At the moment, focus across all three brands is increasing production, and the business has more than doubled its machinery. “We are also innovating on packing lines, which still has a lot of human interaction.”
Developing a brand and marketing that brand simultaneously is extremely challenging, he says. Sometimes, one has to take a step back and evaluate exactly where one is, and where one wants to go. For Betty Miller, it’s all about making the best biscuit in the world, he said. “That’s our mentality, everything we do, we focus around making it happen.”
But a room full of shiny machines does not a bakery make, he said. “It’s the people and the interaction that matters, the drive towards achieving a common goal that makes us what we are. You can buy a machine, but you cannot buy what we are.”

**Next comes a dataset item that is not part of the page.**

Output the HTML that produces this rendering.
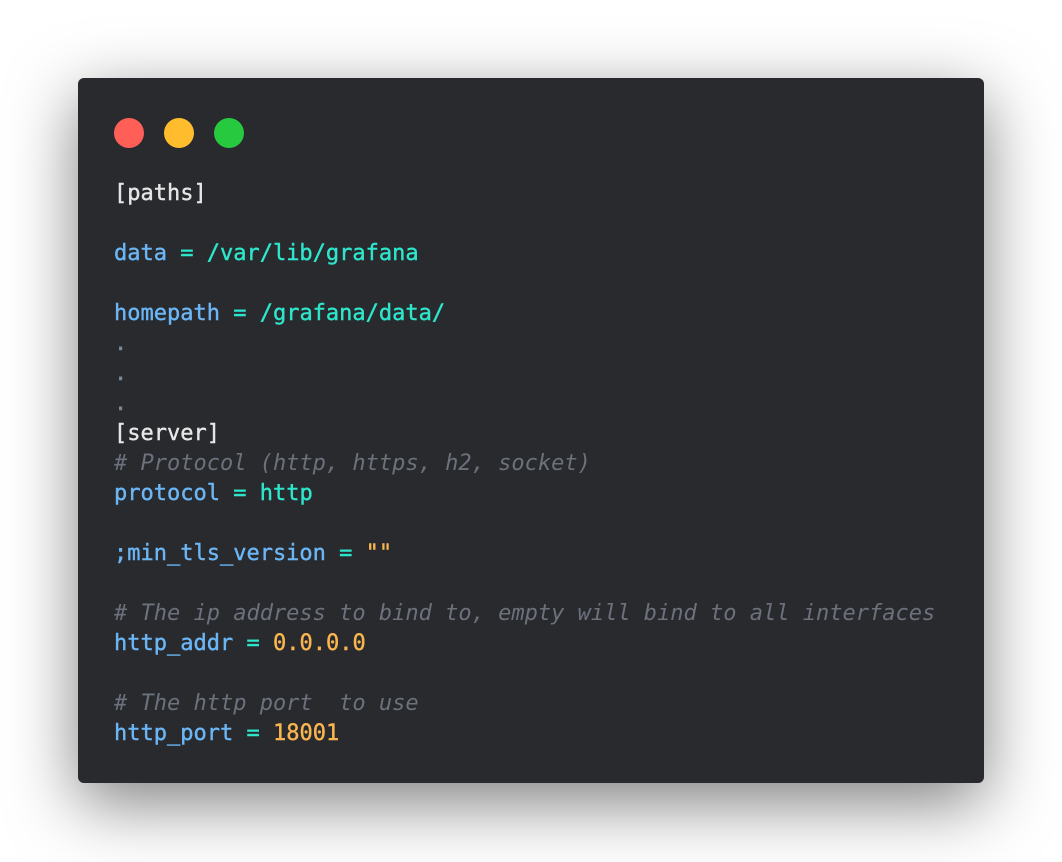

Great customer care is key to this, as it’s all about getting their message to consumers, and the best way is via social media. “We use it a lot,” he observes. “Our trade is young and based on relations and personality, and we understand that. We are still a small, growing company; we do not have huge budgets, and it is definitely challenging being a manufacturer and a brand builder.”

It’s not for the faint-hearted, but there is an incredible amount of fun, he said. “I cannot think of anything else I would rather do. It’s captivating and motivating, I would get very bored very quickly otherwise. Our focus is growing our existing brands. We have some nice new concepts, and some real nice ideas for other products. But we want to get some real traction in the UK with what we have first.”
Pity one can’t wave a magic wand and achieve that instantly.